FIG. 4-11.5.2, referenced in §4-11.5.2 of NFPA 13 (1996 ed.) is reproduced herein as FIG. 1. In FIG. 1, “a” corresponds to the horizontal or lateral distance between the sprinkler head and the obstruction, whereas “c” defines the height and “d” the width of the obstruction positioned below the sprinkler head. An “obstruction” as used in 4-11.5.2 may be a bottom chord of a truss or joist, a pipe, duct, light fixture, or similar horizontally positioned fixture commonly encountered in a warehouse or storage facility.
The 1999 edition of NFPA 13 § 5-11.5.1 details the requirements of ESFR sprinklers when obstructions are present at or near the ceiling and states as follows:                Sprinklers shall be arranged to comply with Table 5-11.5.1 and FIG. 5-11.5.1 for obstructions at the ceiling such as beams, ducts, lights, and top cords of trusses and bar joists.        
Table 5-11.5.1 and FIG. 5-11.5.1 are reproduced herein as FIGS. 17 and 18, respectively. In addition, the 1999 version of NFPA 13, in § 5-11.5.2, addresses the placement of ESFR sprinklers when isolated obstructions are present below the elevation of sprinklers and requires that:                Sprinklers shall be installed below isolated noncontinuous obstructions that restrict only one sprinkler and are located below the elevation of sprinklers, such as light fixtures and unit heaters.        
Furthermore, § 5-11.5.3 of NFPA 13 (1999 ed.) provides guidelines concerning continuous obstructions located below the ESFR sprinklers of a sprinkler system and provides:                Sprinklers shall be arranged to comply with Table 5-11.5.1 for horizontal obstructions entirely below the elevation of sprinklers that restrict sprinkler discharge pattern for two or more adjacent sprinklers, such as ducts, lights, pipes, and conveyors.        

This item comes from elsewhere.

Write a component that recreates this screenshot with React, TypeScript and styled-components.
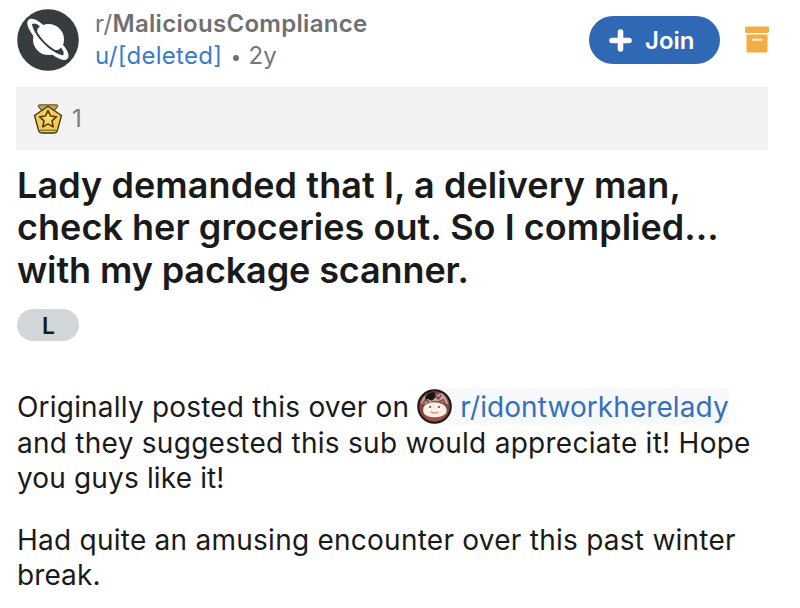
import React from 'react';
import styled, { createGlobalStyle } from 'styled-components';

const Global = createGlobalStyle`
  * { box-sizing: border-box; }
  body { margin: 0; background: #fff; font-family: Inter, sans-serif; color: #1a1a1b; }
`;
const Page = styled.main`
  width: 800px;
  height: 608px;
  overflow: hidden;
  padding: 9px 0 0 16px;
`;
const Header = styled.header`
  display: flex;
  height: 78px;
  width: 760px;
`;
const Avatar = styled.svg`
  width: 62px;
  height: 62px;
  margin-left: 1px;
  flex: none;
`;
const Meta = styled.div`
  margin: -1px 0 0 16px;
  width: 494px;
`;
const MetaLine = styled.div`
  display: flex;
  align-items: center;
  font-size: 24px;
  line-height: 32px;
  letter-spacing: 0.3px;
  color: #757677;
  white-space: pre;
`;
const UserLink = styled.a`
  color: #3a7bcb;
`;
const Strong = styled.span`
  font-weight: 600;
  color: #6f7071;
`;
const Dot = styled.span`
  width: 6px;
  height: 6px;
  margin: 3px 9px 0 11px;
  border-radius: 50%;
  background: #707172;
`;
const Join = styled.button`
  width: 131px;
  height: 48px;
  margin-top: 7px;
  border: 0;
  border-radius: 24px;
  background: #2f69b5;
  color: #fff;
  font: 600 24px Inter, sans-serif;
  display: flex;
  align-items: center;
  padding: 0 0 0 20px;
  gap: 13px;
`;
const PlusIcon = styled.svg`
  width: 23px;
  height: 23px;
`;
const Archive = styled.svg`
  width: 24px;
  height: 27px;
  margin: 17px 0 0 25px;
`;
const Awards = styled.section`
  width: 752px;
  height: 63px;
  background: #f2f2f2;
  display: flex;
  align-items: center;
  padding-left: 17px;
  gap: 9px;
  font-size: 24px;
  color: #7c7c7c;
`;
const AwardIcon = styled.svg`
  width: 30px;
  height: 30px;
`;
const Title = styled.h1`
  margin: 14px 0 0 1px;
  font-size: 36px;
  line-height: 42.4px;
  font-weight: 600;
  white-space: pre;
`;
const TitleLine = styled.span<{ $s: number }>`
  display: block;
  letter-spacing: ${p => p.$s}px;
`;
const Flair = styled.div`
  margin: 18px 0 0 1px;
  width: 62px;
  height: 32px;
  border-radius: 16px;
  background: #d2d6d9;
  font-size: 23px;
  font-weight: 600;
  display: flex;
  align-items: center;
  justify-content: center;
  padding: 1px 0 0 1px;
`;
const Para = styled.p`
  margin: 49px 0 0 1px;
  font-size: 28px;
  line-height: 35.5px;
  white-space: pre;
  & + & { margin-top: 26px; }
`;
const BodyLine = styled.span<{ $s: number }>`
  display: flex;
  height: 35.5px;
  letter-spacing: ${p => p.$s}px;
`;
const Mention = styled.a`
  display: flex;
  height: 37px;
  margin: -2px 0 0 8px;
  padding-top: 2px;
  width: 312px;
  gap: 8px;
  background: #f7f8f9;
  border-radius: 18px 3px 3px 18px;
  color: #3470bd;
  letter-spacing: 0.08px;
`;
const Face = styled.svg`
  width: 35px;
  height: 35px;
  margin-top: -1px;
  flex: none;
`;

const Planet = () => (
  <Avatar viewBox="0 0 62 62">
    <circle cx="31" cy="31" r="30.8" fill="#373c3f" />
    <circle cx="31.5" cy="30.5" r="15.5" fill="#fff" />
    <g transform="translate(30.8 30.5) rotate(45)">
      <path d="M-27.500 0C-27.500-5-20-6.800-12-7.200L12-7.200C20-6.800 27.500-5 27.500 0C27.500 5 16 8.500 0 8.500S-27.500 5-27.500 0Z" fill="#fff" />
      <path d="M-22 .5C-21.500-2.500-18-3.500-14.800-3.600C-15.500-1-14.500 1-12.500 2.300C-4 4.500 4 4.500 12.500 2.300C14.500 1 15.500-1 14.800-3.600C18-3.500 21.500-2.500 22 .5C15 4.800 7 5.700 0 5.700S-15 4.800-22 .5Z" fill="#373c3f" />
    </g>
  </Avatar>
);

const Medal = () => (
  <AwardIcon viewBox="0 0 30 30">
    <path d="M6 3.500Q4.500 .8 7 .8h16q2.500 0 1 2.700l-2 2H8Z" fill="#c9ab4b" stroke="#6a592c" strokeWidth="1.200" />
    <path d="M15 2.200 28.500 11.500 24.500 26Q24 29 21 29H9Q6 29 5.500 26L1.500 11.500Z" fill="#f1cd52" stroke="#3e321b" strokeWidth="1.300" strokeLinejoin="round" />
    <path d="M6.500 26.300h17" stroke="#8a6d24" strokeWidth="1.300" />
    <path d="m15 6.500 2.500 5.500 6 .7-4.500 4.200 1.200 6-5.200-3-5.200 3 1.200-6-4.500-4.200 6-.7Z" fill="#f8dc62" stroke="#573516" strokeWidth="1.600" strokeLinejoin="round" />
  </AwardIcon>
);

const Lady = () => (
  <Face viewBox="0 0 36 36">
    <circle cx="18" cy="18" r="16.8" fill="#86443f" stroke="#1c1718" strokeWidth="2" />
    <path d="M4 15Q5 9 11 5l6 3 8-4q6 4 7 12l-5-2-9-2-8 3Z" fill="#c5aa9f" />
    <path d="m6 14 4-3 2 3m7-7 3 3 3-4m-4 8 6-3 2 4" fill="none" stroke="#8c4f48" strokeWidth="2" />
    <path d="M9 7q3-4 9-4l1 6-4 3-4-2-3 1Z" fill="#181617" />
    <path d="M9 16q9-5 18 0 5 4 3 9-4 6-12 6T7 25q-2-5 2-9Z" fill="#fbf0e8" />
    <path d="M7 25q3 4 11 4t12-4q-4 8-12 8T7 25Z" fill="#a64e49" />
    <circle cx="13.500" cy="18.500" r="1.100" fill="#5c4642" />
    <circle cx="22.500" cy="18.500" r="1.100" fill="#5c4642" />
    <path d="M14 23.500q4 2.500 8 0" fill="none" stroke="#d39a88" strokeWidth="1.400" />
  </Face>
);

export default function App() {
  return (
    <>
      <Global />
      <Page>
        <Header>
          <Planet />
          <Meta>
            <MetaLine>r/<Strong>MaliciousCompliance</Strong></MetaLine>
            <MetaLine><UserLink>u/[deleted]</UserLink><Dot />2y</MetaLine>
          </Meta>
          <Join>
            <PlusIcon viewBox="0 0 23 23">
              <path d="M11.500 3v17M3 11.500h17" stroke="#fff" strokeWidth="5.600" strokeLinecap="round" />
            </PlusIcon>
            Join
          </Join>
          <Archive viewBox="0 0 24 27">
            <rect y="0.500" width="24" height="6.500" rx="1.500" fill="#f2ad45" />
            <path d="M1.500 8.500h21V25q0 1.500-1.500 1.500H3Q1.500 26.500 1.500 25Z" fill="#f2ad45" />
            <path d="M8 13.700h8.500" stroke="#fff5e2" strokeWidth="2" strokeLinecap="round" />
          </Archive>
        </Header>
        <Awards><Medal />1</Awards>
        <Title>
          <TitleLine $s={0.08}>Lady demanded that I, a delivery man,</TitleLine>
          <TitleLine $s={0.03}>check her groceries out. So I complied...</TitleLine>
          <TitleLine $s={-0.12}>with my package scanner.</TitleLine>
        </Title>
        <Flair>L</Flair>
        <Para>
          <BodyLine $s={0.2}>Originally posted this over on<Mention><Lady />r/idontworkherelady</Mention></BodyLine>
          <BodyLine $s={0.27}>and they suggested this sub would appreciate it! Hope</BodyLine>
          <BodyLine $s={0.15}>you guys like it!</BodyLine>
        </Para>
        <Para>
          <BodyLine $s={0.25}>Had quite an amusing encounter over this past winter</BodyLine>
          <BodyLine $s={0.1}>break.</BodyLine>
        </Para>
      </Page>
    </>
  );
}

Finally, § 5-11.5.3.2 of an NFPA 13 (1999 ed.) requires:                ESFR sprinklers shall positioned a minimum of one foot (0.3 m) horizontally from the nearest edge to any bottom cord of a bar joist or open truss.        
Thus, it can be seen from the above cited sections of both the 1996 and 1999 edition of NFPA 13 that various guidelines and regulations govern the installation of ESFR sprinklers in applications where the area to be protected includes one or more types of obstructions. It is believed that the sections cited above from NFPA 13 (1999 ed.) define and clarify additional guidelines concerning the installation of ESFR sprinkler systems, and acts as a supplement to § 4-11.5.2 of NFPA 13 (1996 ed.).
Conformance with the above cited sections of NFPA 13, has heretofore been a practical necessity governing the installation of all ESFR sprinkler assemblies due to the inability of sprinkler manufacturers to produce an ESFR sprinkler head having the requisite ADD value for a fuel package consisting of a particular type of combustible material, which is also capable of developing a spray distribution pattern in proximity to these obstructions. Conformance with NFPA 13 (1996 ed.) §4-11.5.2, and the above-referenced sections of NFPA 13 (1999 ed.) has added additional cost to the installation of sprinkler systems by requiring the placement of additional sprinklers in areas surrounding the obstruction. Furthermore, the various sections of NFPA 13 (1999 ed.) has increased the complexity of the installation procedure of ESFR sprinklers in areas wherein obstructions are present. In addition, as a conventionally sized warehouse or storage facility may contain many different types of obstructions, the installation of sprinkler systems in these facilities is often a complex procedure. Moreover, in certain circumstances, adherence to NFPA 13 (1996 ed.) §4-11.5.2, and the various sections of NFPA 13 (1999 ed.) has resulted in particular areas receiving only a marginal quantity of water and thus, are particularly vulnerable to the generation and growth of a fire. That is, in order to satisfy the above cited sections of NFPA 13, it is often necessary to place a sprinkler head on both sides of the obstruction. Consequently, when the site of ignition is directly, or approximately directly, under the obstruction, only the outer periphery of the spray distribution pattern of both the sprinkler heads reach the conflagration. As a result, fires generated proximate to these obstructions have an increased opportunity to grow and spread to adjoining areas given the often marginal protection afforded by the pair of sprinkler heads.
Consequently, there exists a need for a fast response, upright sprinkler which can effectively provide a spray distribution pattern when used in proximity to obstructions and can provide the necessary ADD values required to suppress or extinguish a fire.